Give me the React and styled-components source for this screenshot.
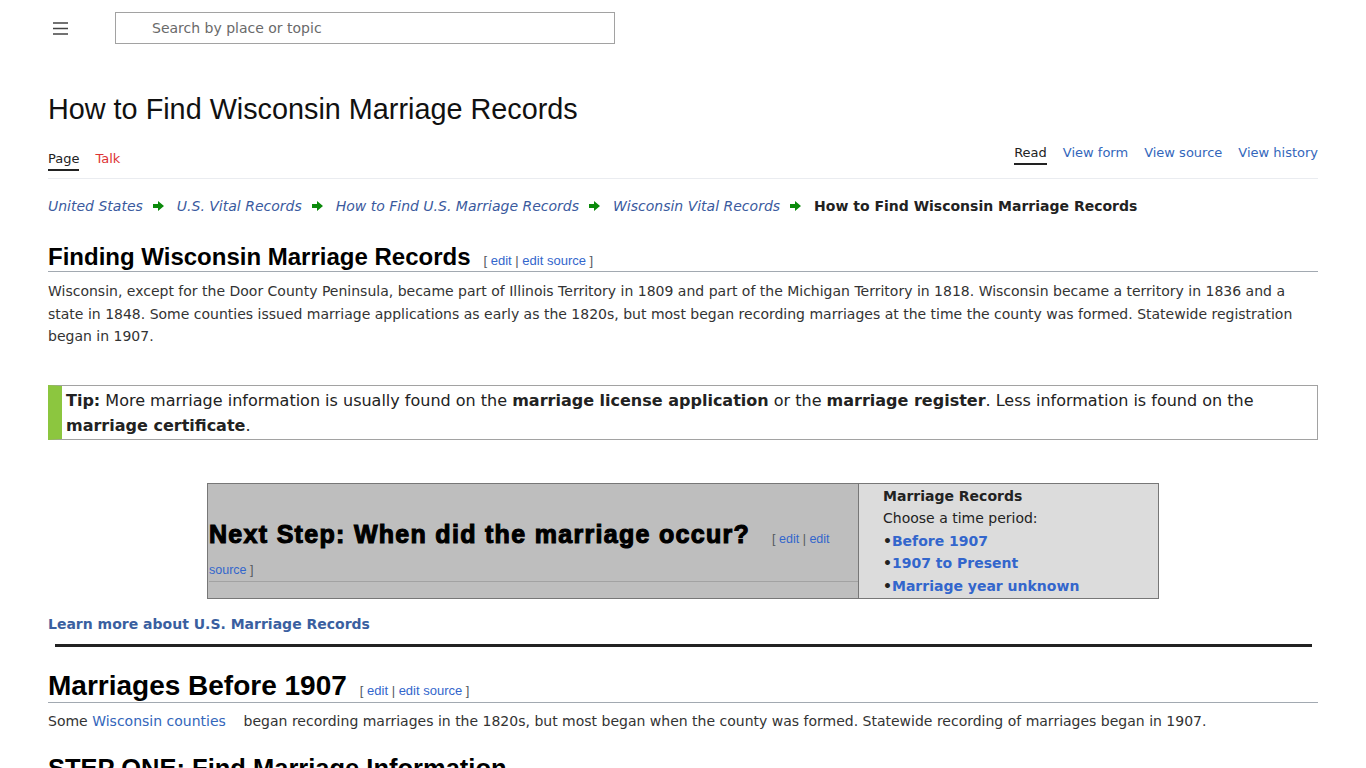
import React from "react";
import styled, { createGlobalStyle } from "styled-components";

const Global = createGlobalStyle`
  html, body { margin: 0; padding: 0; background: #fff; }
  body { font-family: "DejaVu Sans", Verdana, sans-serif; color: #222; }
  a { text-decoration: none; }
`;

const Page = styled.div`
  padding: 0 48px;
`;

const TopBar = styled.header`
  display: flex;
  align-items: center;
  height: 56px;
`;

const MenuButton = styled.button`
  width: 24px;
  height: 24px;
  margin-left: 0;
  margin-right: 43px;
  padding: 0;
  border: 0;
  background: none;
  display: flex;
  align-items: center;
  justify-content: center;
`;

const SearchBox = styled.input`
  box-sizing: border-box;
  width: 500px;
  height: 32px;
  border: 1px solid #a2a2a2;
  padding: 0 0 0 36px;
  font-family: "DejaVu Sans", Verdana, sans-serif;
  font-size: 14px;
  color: #222;
  outline: none;
  &::placeholder { color: #6a6a6a; }
`;

const Title = styled.h1`
  margin: 36px 0 0;
  font-family: "Liberation Sans", Arial, sans-serif;
  font-weight: normal;
  font-size: 28.8px;
  line-height: 34px;
  color: #111;
`;

const TabBar = styled.nav`
  display: flex;
  justify-content: space-between;
  align-items: flex-start;
  margin-top: 18px;
  border-bottom: 1px solid #eaecf0;
  padding-bottom: 7px;
`;

const TabGroup = styled.div`
  display: flex;
  gap: 16px;
  margin-top: ${p => p.$offset || 0}px;
`;

const Tab = styled.a`
  font-size: 13px;
  line-height: 18px;
  color: ${p => (p.$red ? "#d33" : p.$active ? "#222" : "#3366bb")};
  padding-bottom: 1px;
  border-bottom: 2px solid ${p => (p.$active ? "#222" : "transparent")};
`;

const Crumbs = styled.div`
  display: flex;
  align-items: center;
  flex-wrap: wrap;
  margin-top: 16px;
  font-size: 14px;
  line-height: 22px;
`;

const CrumbLink = styled.a`
  font-style: italic;
  color: #3a5a9e;
`;

const CrumbCurrent = styled.span`
  font-weight: bold;
  color: #222;
`;

const Arrow = styled.span`
  display: inline-flex;
  margin: 0 13px 0 10px;
`;

const H2 = styled.h2`
  margin: ${p => p.$mt}px 0 0;
  padding-bottom: 1px;
  border-bottom: 1px solid #a2a9b1;
  font-family: "Liberation Sans", Arial, sans-serif;
  font-size: ${p => p.$size}px;
  font-weight: bold;
  line-height: ${p => p.$lh}px;
  color: #000;
`;

const EditLinks = styled.span`
  font-family: "Liberation Sans", Arial, sans-serif;
  font-weight: normal;
  font-size: 13px;
  line-height: 1;
  color: #54595d;
  margin-left: 13px;
  a { color: #3366cc; }
`;

const Para = styled.p`
  margin: ${p => p.$mt || 8}px 0 0;
  font-size: 14px;
  line-height: 22.5px;
  color: #333;
  a { color: #3366bb; }
`;

const Tip = styled.div`
  margin-top: 37px;
  border: 1px solid #a2a2a2;
  border-left: 14px solid #8cc63f;
  padding: 2px 8px 1px 4px;
  font-size: 16px;
  line-height: 25px;
  color: #222;
`;

const NavTable = styled.div`
  display: flex;
  width: 950px;
  margin: 43px auto 0;
  border: 1px solid #777;
`;

const StepCell = styled.div`
  flex: 1;
  background: #bebebe;
  border-right: 1px solid #777;
  display: flex;
  flex-direction: column;
  justify-content: flex-end;
  padding: 0 0 16px 1px;
`;

const StepHeading = styled.div`
  font-family: "Liberation Sans", Arial, sans-serif;
  font-size: 25px;
  font-weight: 900;
  -webkit-text-stroke: 1.1px #000;
  letter-spacing: 1.3px;
  line-height: 31px;
  color: #000;
  border-bottom: 1px solid #a2a2a2;
`;

const StepEdit = styled(EditLinks)`
  -webkit-text-stroke: 0;
  letter-spacing: 0;
  font-size: 12.5px;
  margin-left: 22px;
`;

const ChoiceCell = styled.div`
  width: 251px;
  background: #dcdcdc;
  padding: 1px 24px 1px;
  font-size: 14px;
  line-height: 22.5px;
  color: #222;
`;

const ChoiceTitle = styled.div`
  font-weight: bold;
`;

const ChoiceLink = styled.div`
  font-weight: bold;
  a { color: #3366cc; }
`;

const Bullet = styled.span`
  color: #222;
`;

const LearnMore = styled.a`
  display: block;
  margin-top: 14px;
  font-size: 14px;
  line-height: 22px;
  font-weight: bold;
  color: #3a5fa0;
`;

const Rule = styled.hr`
  margin: 9px 6px 0 7px;
  border: 0;
  border-top: 3px solid #222;
`;

const Arr = () => (
  <svg width="11" height="10" viewBox="0 0 11 10">
    <path d="M0 3h5V0l6 5-6 5V7H0z" fill="#0b8a0b" />
  </svg>
);

export default function App() {
  return (
    <>
      <Global />
      <Page>
        <TopBar>
          <MenuButton aria-label="menu">
            <svg width="15" height="13" viewBox="0 0 15 13">
              <path d="M0 1h15M0 6.5h15M0 12h15" stroke="#444" strokeWidth="1.6" />
            </svg>
          </MenuButton>
          <SearchBox placeholder="Search by place or topic" />
        </TopBar>

        <Title>How to Find Wisconsin Marriage Records</Title>

        <TabBar>
          <TabGroup $offset={6}>
            <Tab $active>Page</Tab>
            <Tab $red>Talk</Tab>
          </TabGroup>
          <TabGroup>
            <Tab $active>Read</Tab>
            <Tab>View form</Tab>
            <Tab>View source</Tab>
            <Tab>View history</Tab>
          </TabGroup>
        </TabBar>

        <Crumbs>
          <CrumbLink>United States</CrumbLink>
          <Arrow><Arr /></Arrow>
          <CrumbLink>U.S. Vital Records</CrumbLink>
          <Arrow><Arr /></Arrow>
          <CrumbLink>How to Find U.S. Marriage Records</CrumbLink>
          <Arrow><Arr /></Arrow>
          <CrumbLink>Wisconsin Vital Records</CrumbLink>
          <Arrow><Arr /></Arrow>
          <CrumbCurrent>How to Find Wisconsin Marriage Records</CrumbCurrent>
        </Crumbs>

        <H2 $mt={27} $size={24} $lh={26}>
          Finding Wisconsin Marriage Records
          <EditLinks>[ <a>edit</a> | <a>edit source</a> ]</EditLinks>
        </H2>
        <Para>
          Wisconsin, except for the Door County Peninsula, became part of Illinois Territory in 1809 and part of the
          Michigan Territory in 1818. Wisconsin became a territory in 1836 and a state in 1848. Some counties issued
          marriage applications as early as the 1820s, but most began recording marriages at the time the county was
          formed. Statewide registration began in 1907.
        </Para>

        <Tip>
          <b>Tip:</b> More marriage information is usually found on the <b>marriage license application</b> or the{" "}
          <b>marriage register</b>. Less information is found on the <b>marriage certificate</b>.
        </Tip>

        <NavTable>
          <StepCell>
            <StepHeading>
              Next Step: When did the marriage occur?
              <StepEdit>[ <a>edit</a> | <a>edit source</a> ]</StepEdit>
            </StepHeading>
          </StepCell>
          <ChoiceCell>
            <ChoiceTitle>Marriage Records</ChoiceTitle>
            <div>Choose a time period:</div>
            <ChoiceLink><Bullet>•</Bullet><a>Before 1907</a></ChoiceLink>
            <ChoiceLink><Bullet>•</Bullet><a>1907 to Present</a></ChoiceLink>
            <ChoiceLink><Bullet>•</Bullet><a>Marriage year unknown</a></ChoiceLink>
          </ChoiceCell>
        </NavTable>

        <LearnMore>Learn more about U.S. Marriage Records</LearnMore>
        <Rule />

        <H2 $mt={24} $size={28} $lh={30}>
          Marriages Before 1907
          <EditLinks>[ <a>edit</a> | <a>edit source</a> ]</EditLinks>
        </H2>
        <Para $mt={7}>
          Some <a>Wisconsin counties</a>&nbsp;&nbsp;&nbsp; began recording marriages in the 1820s, but most began when
          the county was formed. Statewide recording of marriages began in 1907.
        </Para>

        <H2 $mt={20} $size={25.5} $lh={30}>
          STEP ONE: Find Marriage Information
          <EditLinks>[ <a>edit</a> | <a>edit source</a> ]</EditLinks>
        </H2>
      </Page>
    </>
  );
}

--------------------------------

What the task requires:
Where a line of the data holds "components", show that line.

Solution for this task:
Give me the React and styled-components source for this screenshot.
import styled, { createGlobalStyle } from "styled-components";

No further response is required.